Thursday, October 14, 2010

Catatan seratoes enam poeloeh doea: Indomie oh Indomie...


Aku memang bukan penggilamu. Jadi, jangan kau pernah merasa tersanjung.Sejak dulu aku didoktrin bahwa kalau makanan instant pasti punya pengawet. Sehingga akupun berusaha menghindari memakanmu sebisaku. Tapi, walau kenanganku denganmu sedikit kau lebih melekat di nadiku daripada makanan instan lain. Nama Indomie-mu itu mungkin yang membuatmu nempel terus kayak perangko.
Kuingat lebih dari  dua belas tahun yang lalu di kota kecil bernama Aarhus. Sebuah kota yang jauh dari nafas Indonesia dulu. Walau kota ini terbesar kedua setelah Kopenhagen tapi kupikir ukuran kota ini belum mampu menandingi Manado. Karena dalam sehari saja aku bisa mengelilinginya dengan sepeda.

Di kota ini cintaku pada Indomie terjelma. Setelah kemampuan adaptasi terhadap makanan cukup lumayan (pizza setiap saat lunch dan roti saat breakfast) ternyata kemampuan adaptasi ini tak menyurutkan rasa kangen akan rasa Indonesia. Kupikir, aku bisa bertahan tanpa makanan Indonesia. Namun, kemampuan adaptasi toh surut juga dengan rasa kangenku.
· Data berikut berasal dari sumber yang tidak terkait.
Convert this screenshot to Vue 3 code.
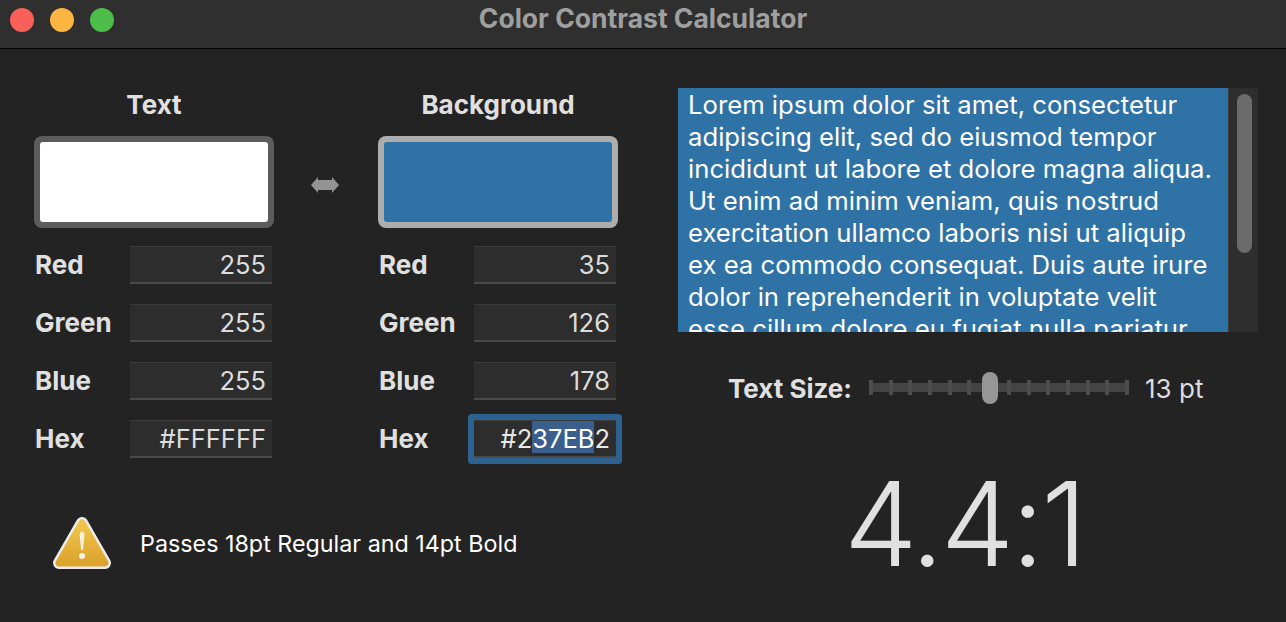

Syukurlah, di pojokan pertokoan dekat gereja yang sekali setahun saja dikunjungi orang kudapatkan makanan mirip Indomie. Tom Yum kata mereka. Padahal nama itu merujuk pada makanan khas Thailand. Jadi yang dijual di toko saat itu adalah makanan khas  Thailand yang dikeringkan seperti  Indomie. Tak masalah, kupikir Tom Yum akan mengobati rasa rinduku, kan sama bentuk dan kemasannya? Untuk pertama kalinya aku merasakan makanan Thailand yang ternyata (maaf) kesan pertamaku tak mengenakkan. Asam rasanya! Kupaksa juga dengan Tom Yum ini yang ternyata memaksa bosanku untuk memberikan sisa bungkusan yang ku beli kepada teman ku. Bosan yang tidak hilang walaupun kudapatkan juga Kopiko dari Mayora di toko yang sama.

Kangenkupun terbayar sudah. Walau cukup lama menunggu, di sebuah toko dekat halte bis di pusat kota, kudapatkan indomie. Ku tahu, teman-temanku pun kangen akan dia. Tapi aku lupa kalau siapa duluan menemukannya. Yang jelas, saat itu juga kangenku muncul. Ku borong berbungkus-bungkus indomie, kusediakan stok untuk beberapa hari ke depan. Ternyata, benar! Indomie memang enak dan praktis. Dialah yang membangkitkan rinduku pada kampung.

Enam tahun kemudian aku ke Australia. Di sana Indomie malah ditawarkan dalam berbagai variasi. Andalanku, mie goreng dan mie kuah rasa soto. Walau McD dan KFC ada di mana-mana dan praktis. Indomie tetap saja menemaniku ku dan keluarga. Kepraktisan Indomie bila tengah malam tiba dan malas menyambangi McD dan KFC (padahal keduanya juga makanan instan yang tak menyehatkan). Kepraktisan indomie juga terjelma saat asyik kerja di rumah sendiri dan lapar tiba-tiba datang.

Sayangnya, makanan praktis memang bukan tanpa efek. Walau ku berusaha menghindarinya namun daya magisnya kuat. Aku kecanduan! Sayangnya itu hanya berlaku di luar negeri. Kumemakluminya. Karena ku pikir rasa indomie memang wajar mewakili rasa Indonesia. Sementara rasa Indonesia susah dibedakan bila dimakan di Indonesia pula.

Ini obituariku tentang Indomie yang tinggal menunggu hari lenyap dari Taiwan. Salam kangenku.